Not coincidentally, the surge in the League’s popularity and revenue has coincided with the collapse into irrelevance of the heavyweight division, boxing’s one-time flagship and the preserve of American sporting legends from Jack Dempsey through Joe Louis and Muhammad Ali to Mike Tyson. Now, however, the troubled youth who might have been a 220lb champion in the ring, bulks himself up into a 270lb linebacker in the NFL.
Then there’s the domestic violence issue, epitomised by the likes of Rice and Adrian Peterson, the Minnesota Vikings running back charged with abuse of his four-year old son, and the casual gun culture that ensnared Plaxico Burress, of the New York Giants, who in 2008 contrived to shoot himself in a Manhattan nightclub with an unlicenced pistol.
At first glance, the Hernandez case might seem an extreme mutation of the hyper-macho ethos of the NFL, for whose modern-day gladiators chivalry is unknown, where quarter is neither asked nor given, and where only wimps leave the field because of pain and injury.
In fact, Hernandez’s alleged crimes are not a product of his time in the NFL, but of how he grew up. Blame the Patriots perhaps for taking him, but they did not make him the person he now appears to be. He is accused not of a hot-headed impulsive act, but of a premeditated gangland-style execution.
Much the same goes for the deaths of Daniel de Abreu and Safiro Furtado, two Cape Verdeans who got into a petty argument with Hernandez in a Boston nightclub in 2012. Shortly after leaving, they were gunned down from a passing car. The evidence against Hernandez in this crime – involving gun, car and eyewitness testimony – seems at least as strong as the Odin Lloyd case.
Right now, the verdict in Fall River is anyone’s guess. There is no direct eyewitness and no murder weapon, but a mountain of circumstantial evidence. Shayanna Jenkins is yet to take the stand; whether Hernandez, who maintains his innocence, will also do so is unclear.

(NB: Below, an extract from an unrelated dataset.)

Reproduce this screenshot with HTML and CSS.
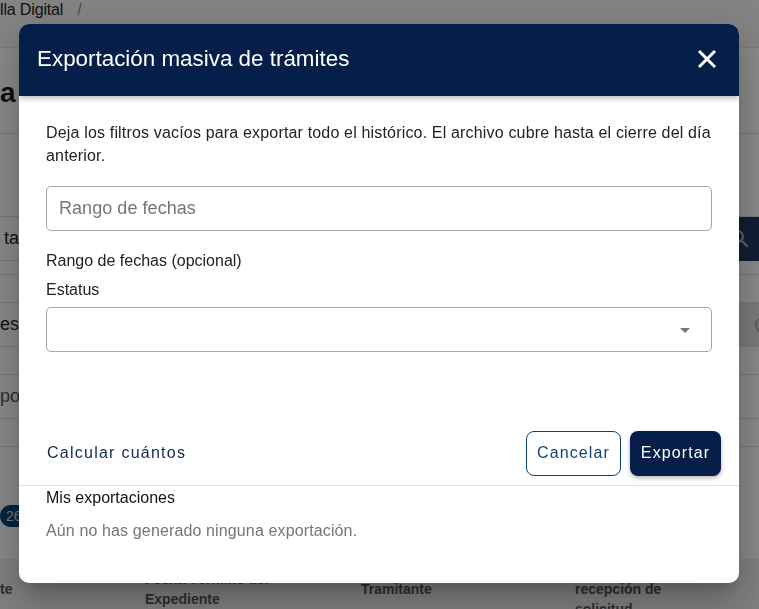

Like OJ Simpson two decades ago, he can afford pricey lawyers, whose strategy will be to blame the murder on the excess zeal of two co-defendants, strong-arm associates of Hernandez whom the NFL player took with him that night. Probably the defence will argue the whole thing was an effort to scare Lloyd, and maybe rough him up a little bit, that went tragically wrong. And who knows? After all OJ, of whose guilt in murdering his wife most Americans are convinced, was acquitted. So, incidentally, was Lizzie Borden.